-- start of Material --

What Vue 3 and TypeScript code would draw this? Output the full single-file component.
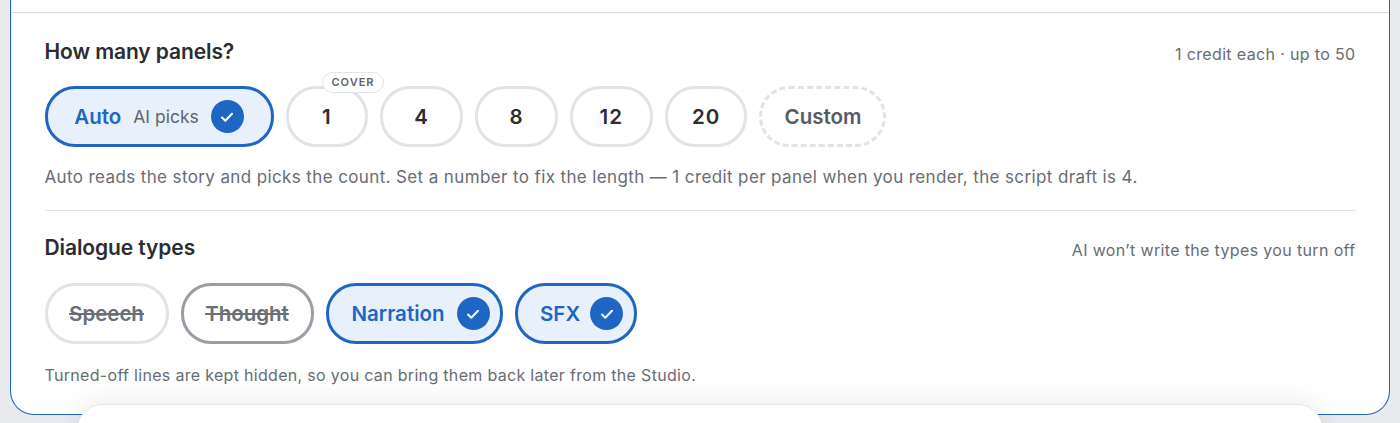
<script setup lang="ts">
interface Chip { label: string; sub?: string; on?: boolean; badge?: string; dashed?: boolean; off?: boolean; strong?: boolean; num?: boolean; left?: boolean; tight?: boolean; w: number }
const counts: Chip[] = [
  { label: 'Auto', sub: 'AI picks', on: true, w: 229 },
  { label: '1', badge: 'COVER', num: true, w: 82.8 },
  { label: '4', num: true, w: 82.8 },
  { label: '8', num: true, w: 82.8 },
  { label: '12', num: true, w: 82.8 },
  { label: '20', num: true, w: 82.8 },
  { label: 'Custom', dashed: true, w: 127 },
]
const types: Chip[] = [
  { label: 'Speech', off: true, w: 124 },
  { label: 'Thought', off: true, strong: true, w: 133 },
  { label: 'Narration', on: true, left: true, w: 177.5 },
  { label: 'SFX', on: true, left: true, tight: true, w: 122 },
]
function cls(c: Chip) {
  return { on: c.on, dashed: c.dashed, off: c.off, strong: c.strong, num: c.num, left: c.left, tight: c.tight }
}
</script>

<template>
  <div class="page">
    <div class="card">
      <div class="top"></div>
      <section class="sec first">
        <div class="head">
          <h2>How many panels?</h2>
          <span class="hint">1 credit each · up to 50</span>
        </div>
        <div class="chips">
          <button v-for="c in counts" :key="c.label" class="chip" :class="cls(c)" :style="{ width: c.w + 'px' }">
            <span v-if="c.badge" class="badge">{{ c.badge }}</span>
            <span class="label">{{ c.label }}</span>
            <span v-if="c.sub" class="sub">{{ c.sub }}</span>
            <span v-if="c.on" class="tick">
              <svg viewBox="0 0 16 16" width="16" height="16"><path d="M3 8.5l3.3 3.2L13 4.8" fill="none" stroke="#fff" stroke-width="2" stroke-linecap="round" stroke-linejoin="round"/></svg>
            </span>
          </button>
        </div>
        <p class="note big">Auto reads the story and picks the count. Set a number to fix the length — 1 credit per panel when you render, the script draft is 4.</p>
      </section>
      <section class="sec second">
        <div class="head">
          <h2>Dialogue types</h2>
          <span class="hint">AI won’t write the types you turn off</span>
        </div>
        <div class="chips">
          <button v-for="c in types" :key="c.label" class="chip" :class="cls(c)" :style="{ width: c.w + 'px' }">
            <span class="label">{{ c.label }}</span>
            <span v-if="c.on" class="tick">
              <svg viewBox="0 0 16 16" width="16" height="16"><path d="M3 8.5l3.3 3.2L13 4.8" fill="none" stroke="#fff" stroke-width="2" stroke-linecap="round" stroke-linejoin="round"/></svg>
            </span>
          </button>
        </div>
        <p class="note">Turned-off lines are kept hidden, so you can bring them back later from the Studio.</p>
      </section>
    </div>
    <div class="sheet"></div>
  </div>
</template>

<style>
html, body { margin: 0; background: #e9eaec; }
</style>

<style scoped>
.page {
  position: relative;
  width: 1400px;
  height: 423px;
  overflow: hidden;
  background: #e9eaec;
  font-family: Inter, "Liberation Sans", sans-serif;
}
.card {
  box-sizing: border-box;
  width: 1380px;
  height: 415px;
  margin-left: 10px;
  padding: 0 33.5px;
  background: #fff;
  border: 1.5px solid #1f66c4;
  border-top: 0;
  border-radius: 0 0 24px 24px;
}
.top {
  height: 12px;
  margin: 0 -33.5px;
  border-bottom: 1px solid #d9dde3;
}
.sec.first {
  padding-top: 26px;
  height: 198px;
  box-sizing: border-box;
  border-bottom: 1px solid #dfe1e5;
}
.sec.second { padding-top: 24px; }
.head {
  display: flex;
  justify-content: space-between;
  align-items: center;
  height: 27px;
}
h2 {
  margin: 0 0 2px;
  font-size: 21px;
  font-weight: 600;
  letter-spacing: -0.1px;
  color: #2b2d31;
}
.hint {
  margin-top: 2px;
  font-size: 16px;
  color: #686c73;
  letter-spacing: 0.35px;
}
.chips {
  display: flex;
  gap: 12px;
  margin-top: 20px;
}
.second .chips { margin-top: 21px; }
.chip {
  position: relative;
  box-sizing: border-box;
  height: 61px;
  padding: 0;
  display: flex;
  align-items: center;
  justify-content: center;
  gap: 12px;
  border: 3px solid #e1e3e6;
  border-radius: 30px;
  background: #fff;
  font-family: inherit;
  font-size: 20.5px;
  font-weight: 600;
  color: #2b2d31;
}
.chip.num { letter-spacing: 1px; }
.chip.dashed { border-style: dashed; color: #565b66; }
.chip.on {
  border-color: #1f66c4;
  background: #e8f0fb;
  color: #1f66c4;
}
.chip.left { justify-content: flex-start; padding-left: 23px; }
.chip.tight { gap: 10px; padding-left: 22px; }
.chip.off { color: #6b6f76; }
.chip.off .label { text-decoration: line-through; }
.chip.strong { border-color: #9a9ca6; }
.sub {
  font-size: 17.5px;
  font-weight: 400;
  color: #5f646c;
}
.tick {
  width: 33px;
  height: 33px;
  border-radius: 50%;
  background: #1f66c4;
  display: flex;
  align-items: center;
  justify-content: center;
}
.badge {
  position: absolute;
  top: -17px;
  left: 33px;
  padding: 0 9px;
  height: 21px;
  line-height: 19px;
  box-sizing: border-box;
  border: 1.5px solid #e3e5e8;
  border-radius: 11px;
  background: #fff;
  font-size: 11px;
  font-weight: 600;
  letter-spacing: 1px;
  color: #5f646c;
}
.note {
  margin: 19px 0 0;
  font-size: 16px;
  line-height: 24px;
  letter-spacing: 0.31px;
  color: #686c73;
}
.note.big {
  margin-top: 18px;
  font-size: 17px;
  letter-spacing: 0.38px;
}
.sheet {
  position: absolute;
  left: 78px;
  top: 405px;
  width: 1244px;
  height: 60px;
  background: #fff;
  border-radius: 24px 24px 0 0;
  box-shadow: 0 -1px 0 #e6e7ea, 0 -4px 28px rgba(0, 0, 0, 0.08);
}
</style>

-- end of Material --

• Requirements:
Please write out all the data again word for word, but not the pictures.

• Exercise output:
What Vue 3 and TypeScript code would draw this? Output the full single-file component.
<script setup lang="ts">
interface Chip { label: string; sub?: string; on?: boolean; badge?: string; dashed?: boolean; off?: boolean; strong?: boolean; num?: boolean; left?: boolean; tight?: boolean; w: number }
const counts: Chip[] = [
  { label: 'Auto', sub: 'AI picks', on: true, w: 229 },
  { label: '1', badge: 'COVER', num: true, w: 82.8 },
  { label: '4', num: true, w: 82.8 },
  { label: '8', num: true, w: 82.8 },
  { label: '12', num: true, w: 82.8 },
  { label: '20', num: true, w: 82.8 },
  { label: 'Custom', dashed: true, w: 127 },
]
const types: Chip[] = [
  { label: 'Speech', off: true, w: 124 },
  { label: 'Thought', off: true, strong: true, w: 133 },
  { label: 'Narration', on: true, left: true, w: 177.5 },
  { label: 'SFX', on: true, left: true, tight: true, w: 122 },
]
function cls(c: Chip) {
  return { on: c.on, dashed: c.dashed, off: c.off, strong: c.strong, num: c.num, left: c.left, tight: c.tight }
}
</script>

<template>
  <div class="page">
    <div class="card">
      <div class="top"></div>
      <section class="sec first">
        <div class="head">
          <h2>How many panels?</h2>
          <span class="hint">1 credit each · up to 50</span>
        </div>
        <div class="chips">
          <button v-for="c in counts" :key="c.label" class="chip" :class="cls(c)" :style="{ width: c.w + 'px' }">
            <span v-if="c.badge" class="badge">{{ c.badge }}</span>
            <span class="label">{{ c.label }}</span>
            <span v-if="c.sub" class="sub">{{ c.sub }}</span>
            <span v-if="c.on" class="tick">
              <svg viewBox="0 0 16 16" width="16" height="16"><path d="M3 8.5l3.3 3.2L13 4.8" fill="none" stroke="#fff" stroke-width="2" stroke-linecap="round" stroke-linejoin="round"/></svg>
            </span>
          </button>
        </div>
        <p class="note big">Auto reads the story and picks the count. Set a number to fix the length — 1 credit per panel when you render, the script draft is 4.</p>
      </section>
      <section class="sec second">
        <div class="head">
          <h2>Dialogue types</h2>
          <span class="hint">AI won’t write the types you turn off</span>
        </div>
        <div class="chips">
          <button v-for="c in types" :key="c.label" class="chip" :class="cls(c)" :style="{ width: c.w + 'px' }">
            <span class="label">{{ c.label }}</span>
            <span v-if="c.on" class="tick">
              <svg viewBox="0 0 16 16" width="16" height="16"><path d="M3 8.5l3.3 3.2L13 4.8" fill="none" stroke="#fff" stroke-width="2" stroke-linecap="round" stroke-linejoin="round"/></svg>
            </span>
          </button>
        </div>
        <p class="note">Turned-off lines are kept hidden, so you can bring them back later from the Studio.</p>
      </section>
    </div>
    <div class="sheet"></div>
  </div>
</template>

<style>
html, body { margin: 0; background: #e9eaec; }
</style>

<style scoped>
.page {
  position: relative;
  width: 1400px;
  height: 423px;
  overflow: hidden;
  background: #e9eaec;
  font-family: Inter, "Liberation Sans", sans-serif;
}
.card {
  box-sizing: border-box;
  width: 1380px;
  height: 415px;
  margin-left: 10px;
  padding: 0 33.5px;
  background: #fff;
  border: 1.5px solid #1f66c4;
  border-top: 0;
  border-radius: 0 0 24px 24px;
}
.top {
  height: 12px;
  margin: 0 -33.5px;
  border-bottom: 1px solid #d9dde3;
}
.sec.first {
  padding-top: 26px;
  height: 198px;
  box-sizing: border-box;
  border-bottom: 1px solid #dfe1e5;
}
.sec.second { padding-top: 24px; }
.head {
  display: flex;
  justify-content: space-between;
  align-items: center;
  height: 27px;
}
h2 {
  margin: 0 0 2px;
  font-size: 21px;
  font-weight: 600;
  letter-spacing: -0.1px;
  color: #2b2d31;
}
.hint {
  margin-top: 2px;
  font-size: 16px;
  color: #686c73;
  letter-spacing: 0.35px;
}
.chips {
  display: flex;
  gap: 12px;
  margin-top: 20px;
}
.second .chips { margin-top: 21px; }
.chip {
  position: relative;
  box-sizing: border-box;
  height: 61px;
  padding: 0;
  display: flex;
  align-items: center;
  justify-content: center;
  gap: 12px;
  border: 3px solid #e1e3e6;
  border-radius: 30px;
  background: #fff;
  font-family: inherit;
  font-size: 20.5px;
  font-weight: 600;
  color: #2b2d31;
}
.chip.num { letter-spacing: 1px; }
.chip.dashed { border-style: dashed; color: #565b66; }
.chip.on {
  border-color: #1f66c4;
  background: #e8f0fb;
  color: #1f66c4;
}
.chip.left { justify-content: flex-start; padding-left: 23px; }
.chip.tight { gap: 10px; padding-left: 22px; }
.chip.off { color: #6b6f76; }
.chip.off .label { text-decoration: line-through; }
.chip.strong { border-color: #9a9ca6; }
.sub {
  font-size: 17.5px;
  font-weight: 400;
  color: #5f646c;
}
.tick {
  width: 33px;
  height: 33px;
  border-radius: 50%;
  background: #1f66c4;
  display: flex;
  align-items: center;
  justify-content: center;
}
.badge {
  position: absolute;
  top: -17px;
  left: 33px;
  padding: 0 9px;
  height: 21px;
  line-height: 19px;
  box-sizing: border-box;
  border: 1.5px solid #e3e5e8;
  border-radius: 11px;
  background: #fff;
  font-size: 11px;
  font-weight: 600;
  letter-spacing: 1px;
  color: #5f646c;
}
.note {
  margin: 19px 0 0;
  font-size: 16px;
  line-height: 24px;
  letter-spacing: 0.31px;
  color: #686c73;
}
.note.big {
  margin-top: 18px;
  font-size: 17px;
  letter-spacing: 0.38px;
}
.sheet {
  position: absolute;
  left: 78px;
  top: 405px;
  width: 1244px;
  height: 60px;
  background: #fff;
  border-radius: 24px 24px 0 0;
  box-shadow: 0 -1px 0 #e6e7ea, 0 -4px 28px rgba(0, 0, 0, 0.08);
}
</style>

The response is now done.